____ Dataset section

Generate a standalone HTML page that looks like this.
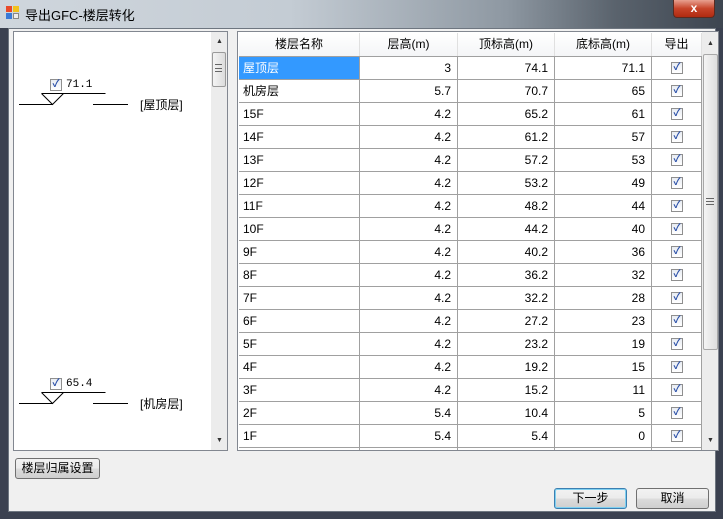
<!DOCTYPE html>
<html><head><meta charset="utf-8"><style>
*{margin:0;padding:0;box-sizing:border-box}
body{width:723px;height:519px;overflow:hidden;position:relative;background:#3b4150;font-family:"Liberation Sans","Noto Sans CJK SC",sans-serif;font-size:12px;color:#000}
.abs{position:absolute}
.title{left:0;top:0;width:723px;height:28px;background:linear-gradient(90deg,#cfd6dd 0%,#c4ccd4 40%,#8e98a2 70%,#5a636d 85%,#3d4550 100%)}
.client{left:8px;top:28px;width:708px;height:484px;background:#f0f0f0;border:1px solid #6e7680}
.cb{width:12px;height:12px;border:1px solid #8f8f8f;background:linear-gradient(#e8ecf2,#fff);font-size:10px;line-height:10px;text-align:center;color:#2a4fa8;font-weight:bold}
.sb{background:#ececec}
.row{position:absolute;left:0;height:23px;border-bottom:1px solid #a0a0a0;width:463px}
.cell{position:absolute;top:0;height:22px;line-height:22px;border-right:1px solid #a0a0a0;padding:0 4px;font-size:12px}
.r{text-align:right;padding-right:6px}
.btn{border:1px solid #707070;border-radius:3px;background:linear-gradient(#f2f2f2 0%,#ebebeb 50%,#dcdcdc 51%,#cfcfcf 100%);text-align:center;font-size:12px}
</style></head><body>
<div class="abs title"></div>
<div class="abs" style="left:6px;top:6px;width:14px;height:14px">
 <div class="abs" style="left:0;top:0;width:6px;height:6px;background:#e84a2a"></div>
 <div class="abs" style="left:7px;top:0;width:6px;height:6px;background:#f2c21c"></div>
 <div class="abs" style="left:0;top:7px;width:6px;height:6px;background:#3a7ad8"></div>
 <div class="abs" style="left:7px;top:7px;width:6px;height:6px;background:#eee;border:1px solid #888"></div>
</div>
<div class="abs" style="left:25px;top:5px;font-size:13px;color:#000">导出GFC-楼层转化</div>
<div class="abs" style="left:673px;top:0;width:42px;height:18px;background:linear-gradient(#e8a090,#c7442a 50%,#b02a10);border:1px solid #5a2a20;border-top:none;border-radius:0 0 4px 4px;color:#fff;text-align:center;font-weight:bold;font-size:12px;line-height:17px">x</div>
<div class="abs client"></div>

<!-- left panel -->
<div class="abs" style="left:13px;top:31px;width:215px;height:420px;background:#fff;border:1px solid #828790"></div>
<div class="abs sb" style="left:211px;top:32px;width:16px;height:418px"></div>
<div class="abs" style="left:216px;top:38px;font-size:7px;color:#333">▲</div>
<div class="abs" style="left:216px;top:437px;font-size:7px;color:#333">▼</div>
<div class="abs" style="left:212px;top:52px;width:14px;height:35px;border:1px solid #9a9a9a;border-radius:2px;background:linear-gradient(90deg,#f4f4f4,#dcdcdc)"></div>
<div class="abs" style="left:215px;top:64px;width:7px;height:8px;border-top:1px solid #666;border-bottom:1px solid #666"></div>
<div class="abs" style="left:215px;top:68px;width:7px;height:1px;background:#666"></div>

<svg class="abs" style="left:0;top:0" width="230" height="450">
<g stroke="#000" stroke-width="1" fill="none">
<path d="M41.5 93.5H105.5M19 104.5H53M93 104.5H128M41.5 93.5L52.5 104.5L63.5 93.5"/>
<path d="M41.5 392.5H105.5M19 403.5H53M93 403.5H128M41.5 392.5L52.5 403.5L63.5 392.5"/>
</g></svg>
<div class="abs cb" style="left:50px;top:79px">✓</div>
<div class="abs" style="left:66px;top:79px;font-family:'Liberation Mono',monospace;font-size:11px">71.1</div>
<div class="abs" style="left:140px;top:96px;font-size:12px">[屋顶层]</div>
<div class="abs cb" style="left:50px;top:378px">✓</div>
<div class="abs" style="left:66px;top:378px;font-family:'Liberation Mono',monospace;font-size:11px">65.4</div>
<div class="abs" style="left:140px;top:395px;font-size:12px">[机房层]</div>

<div class="abs btn" style="left:15px;top:458px;width:85px;height:21px;line-height:19px">楼层归属设置</div>
<div class="abs btn" style="left:554px;top:488px;width:73px;height:21px;line-height:19px;border-color:#3c7fb1;box-shadow:inset 0 0 0 1px #7fd0f0">下一步</div>
<div class="abs btn" style="left:636px;top:488px;width:73px;height:21px;line-height:19px">取消</div>

<!-- grid -->
<div class="abs" style="left:237px;top:31px;width:482px;height:420px;background:#fff;border:1px solid #828790;overflow:hidden">
 <div class="abs" style="left:1px;top:1px;width:463px;height:24px;background:linear-gradient(#fff,#f4f5f7);border-bottom:1px solid #a0a0a0">
  <div class="cell" style="left:0;width:121px;text-align:center;height:23px;border-color:#e0e0e0">楼层名称</div>
  <div class="cell" style="left:121px;width:98px;text-align:center;height:23px;border-color:#e0e0e0">层高(m)</div>
  <div class="cell" style="left:219px;width:97px;text-align:center;height:23px;border-color:#e0e0e0">顶标高(m)</div>
  <div class="cell" style="left:316px;width:97px;text-align:center;height:23px;border-color:#e0e0e0">底标高(m)</div>
  <div class="cell" style="left:413px;width:50px;text-align:center;height:23px;border-color:#e0e0e0">导出</div>
 </div>
 <div id="rows" class="abs" style="left:1px;top:25px;width:463px;height:420px"></div>
 <div class="abs sb" style="left:464px;top:0;width:17px;height:418px"></div>
 <div class="abs" style="left:469px;top:8px;font-size:7px;color:#333">▲</div>
 <div class="abs" style="left:469px;top:405px;font-size:7px;color:#333">▼</div>
 <div class="abs" style="left:465px;top:22px;width:15px;height:296px;border:1px solid #a8a8a8;border-radius:2px;background:linear-gradient(90deg,#f4f4f4,#dedede)"></div>
 <div class="abs" style="left:468px;top:166px;width:8px;height:7px;border-top:1px solid #666;border-bottom:1px solid #666"></div>
 <div class="abs" style="left:468px;top:169px;width:8px;height:1px;background:#666"></div>
</div>
<script>
var d=[["屋顶层",3,74.1,71.1],["机房层",5.7,70.7,65],["15F",4.2,65.2,61],["14F",4.2,61.2,57],["13F",4.2,57.2,53],["12F",4.2,53.2,49],["11F",4.2,48.2,44],["10F",4.2,44.2,40],["9F",4.2,40.2,36],["8F",4.2,36.2,32],["7F",4.2,32.2,28],["6F",4.2,27.2,23],["5F",4.2,23.2,19],["4F",4.2,19.2,15],["3F",4.2,15.2,11],["2F",5.4,10.4,5],["1F",5.4,5.4,0],["",""," ",""]];
var h="";
d.forEach(function(r,i){
 var sel=i==0?'background:#3399ff;color:#fff;':'';
 h+='<div class="row" style="top:'+(i*23)+'px"><div class="cell" style="left:0;width:121px;'+sel+'">'+r[0]+'</div><div class="cell r" style="left:121px;width:98px">'+r[1]+'</div><div class="cell r" style="left:219px;width:97px">'+r[2]+'</div><div class="cell r" style="left:316px;width:97px">'+r[3]+'</div><div class="cell" style="left:413px;width:50px">'+(r[0]?'<div class="cb" style="position:absolute;left:19px;top:5px">✓</div>':'')+'</div></div>';
});
document.getElementById("rows").innerHTML=h;
</script>
</body></html>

________

Reproduce each line word for word and drop the pictures.

[Exercise output]
Generate a standalone HTML page that looks like this.
<!DOCTYPE html>
<html><head><meta charset="utf-8"><style>
*{margin:0;padding:0;box-sizing:border-box}
body{width:723px;height:519px;overflow:hidden;position:relative;background:#3b4150;font-family:"Liberation Sans","Noto Sans CJK SC",sans-serif;font-size:12px;color:#000}
.abs{position:absolute}
.title{left:0;top:0;width:723px;height:28px;background:linear-gradient(90deg,#cfd6dd 0%,#c4ccd4 40%,#8e98a2 70%,#5a636d 85%,#3d4550 100%)}
.client{left:8px;top:28px;width:708px;height:484px;background:#f0f0f0;border:1px solid #6e7680}
.cb{width:12px;height:12px;border:1px solid #8f8f8f;background:linear-gradient(#e8ecf2,#fff);font-size:10px;line-height:10px;text-align:center;color:#2a4fa8;font-weight:bold}
.sb{background:#ececec}
.row{position:absolute;left:0;height:23px;border-bottom:1px solid #a0a0a0;width:463px}
.cell{position:absolute;top:0;height:22px;line-height:22px;border-right:1px solid #a0a0a0;padding:0 4px;font-size:12px}
.r{text-align:right;padding-right:6px}
.btn{border:1px solid #707070;border-radius:3px;background:linear-gradient(#f2f2f2 0%,#ebebeb 50%,#dcdcdc 51%,#cfcfcf 100%);text-align:center;font-size:12px}
</style></head><body>
<div class="abs title"></div>
<div class="abs" style="left:6px;top:6px;width:14px;height:14px">
 <div class="abs" style="left:0;top:0;width:6px;height:6px;background:#e84a2a"></div>
 <div class="abs" style="left:7px;top:0;width:6px;height:6px;background:#f2c21c"></div>
 <div class="abs" style="left:0;top:7px;width:6px;height:6px;background:#3a7ad8"></div>
 <div class="abs" style="left:7px;top:7px;width:6px;height:6px;background:#eee;border:1px solid #888"></div>
</div>
<div class="abs" style="left:25px;top:5px;font-size:13px;color:#000">导出GFC-楼层转化</div>
<div class="abs" style="left:673px;top:0;width:42px;height:18px;background:linear-gradient(#e8a090,#c7442a 50%,#b02a10);border:1px solid #5a2a20;border-top:none;border-radius:0 0 4px 4px;color:#fff;text-align:center;font-weight:bold;font-size:12px;line-height:17px">x</div>
<div class="abs client"></div>

<!-- left panel -->
<div class="abs" style="left:13px;top:31px;width:215px;height:420px;background:#fff;border:1px solid #828790"></div>
<div class="abs sb" style="left:211px;top:32px;width:16px;height:418px"></div>
<div class="abs" style="left:216px;top:38px;font-size:7px;color:#333">▲</div>
<div class="abs" style="left:216px;top:437px;font-size:7px;color:#333">▼</div>
<div class="abs" style="left:212px;top:52px;width:14px;height:35px;border:1px solid #9a9a9a;border-radius:2px;background:linear-gradient(90deg,#f4f4f4,#dcdcdc)"></div>
<div class="abs" style="left:215px;top:64px;width:7px;height:8px;border-top:1px solid #666;border-bottom:1px solid #666"></div>
<div class="abs" style="left:215px;top:68px;width:7px;height:1px;background:#666"></div>

<svg class="abs" style="left:0;top:0" width="230" height="450">
<g stroke="#000" stroke-width="1" fill="none">
<path d="M41.5 93.5H105.5M19 104.5H53M93 104.5H128M41.5 93.5L52.5 104.5L63.5 93.5"/>
<path d="M41.5 392.5H105.5M19 403.5H53M93 403.5H128M41.5 392.5L52.5 403.5L63.5 392.5"/>
</g></svg>
<div class="abs cb" style="left:50px;top:79px">✓</div>
<div class="abs" style="left:66px;top:79px;font-family:'Liberation Mono',monospace;font-size:11px">71.1</div>
<div class="abs" style="left:140px;top:96px;font-size:12px">[屋顶层]</div>
<div class="abs cb" style="left:50px;top:378px">✓</div>
<div class="abs" style="left:66px;top:378px;font-family:'Liberation Mono',monospace;font-size:11px">65.4</div>
<div class="abs" style="left:140px;top:395px;font-size:12px">[机房层]</div>

<div class="abs btn" style="left:15px;top:458px;width:85px;height:21px;line-height:19px">楼层归属设置</div>
<div class="abs btn" style="left:554px;top:488px;width:73px;height:21px;line-height:19px;border-color:#3c7fb1;box-shadow:inset 0 0 0 1px #7fd0f0">下一步</div>
<div class="abs btn" style="left:636px;top:488px;width:73px;height:21px;line-height:19px">取消</div>

<!-- grid -->
<div class="abs" style="left:237px;top:31px;width:482px;height:420px;background:#fff;border:1px solid #828790;overflow:hidden">
 <div class="abs" style="left:1px;top:1px;width:463px;height:24px;background:linear-gradient(#fff,#f4f5f7);border-bottom:1px solid #a0a0a0">
  <div class="cell" style="left:0;width:121px;text-align:center;height:23px;border-color:#e0e0e0">楼层名称</div>
  <div class="cell" style="left:121px;width:98px;text-align:center;height:23px;border-color:#e0e0e0">层高(m)</div>
  <div class="cell" style="left:219px;width:97px;text-align:center;height:23px;border-color:#e0e0e0">顶标高(m)</div>
  <div class="cell" style="left:316px;width:97px;text-align:center;height:23px;border-color:#e0e0e0">底标高(m)</div>
  <div class="cell" style="left:413px;width:50px;text-align:center;height:23px;border-color:#e0e0e0">导出</div>
 </div>
 <div id="rows" class="abs" style="left:1px;top:25px;width:463px;height:420px"></div>
 <div class="abs sb" style="left:464px;top:0;width:17px;height:418px"></div>
 <div class="abs" style="left:469px;top:8px;font-size:7px;color:#333">▲</div>
 <div class="abs" style="left:469px;top:405px;font-size:7px;color:#333">▼</div>
 <div class="abs" style="left:465px;top:22px;width:15px;height:296px;border:1px solid #a8a8a8;border-radius:2px;background:linear-gradient(90deg,#f4f4f4,#dedede)"></div>
 <div class="abs" style="left:468px;top:166px;width:8px;height:7px;border-top:1px solid #666;border-bottom:1px solid #666"></div>
 <div class="abs" style="left:468px;top:169px;width:8px;height:1px;background:#666"></div>
</div>
<script>
var d=[["屋顶层",3,74.1,71.1],["机房层",5.7,70.7,65],["15F",4.2,65.2,61],["14F",4.2,61.2,57],["13F",4.2,57.2,53],["12F",4.2,53.2,49],["11F",4.2,48.2,44],["10F",4.2,44.2,40],["9F",4.2,40.2,36],["8F",4.2,36.2,32],["7F",4.2,32.2,28],["6F",4.2,27.2,23],["5F",4.2,23.2,19],["4F",4.2,19.2,15],["3F",4.2,15.2,11],["2F",5.4,10.4,5],["1F",5.4,5.4,0],["",""," ",""]];
var h="";
d.forEach(function(r,i){
 var sel=i==0?'background:#3399ff;color:#fff;':'';
 h+='<div class="row" style="top:'+(i*23)+'px"><div class="cell" style="left:0;width:121px;'+sel+'">'+r[0]+'</div><div class="cell r" style="left:121px;width:98px">'+r[1]+'</div><div class="cell r" style="left:219px;width:97px">'+r[2]+'</div><div class="cell r" style="left:316px;width:97px">'+r[3]+'</div><div class="cell" style="left:413px;width:50px">'+(r[0]?'<div class="cb" style="position:absolute;left:19px;top:5px">✓</div>':'')+'</div></div>';
});
document.getElementById("rows").innerHTML=h;
</script>
</body></html>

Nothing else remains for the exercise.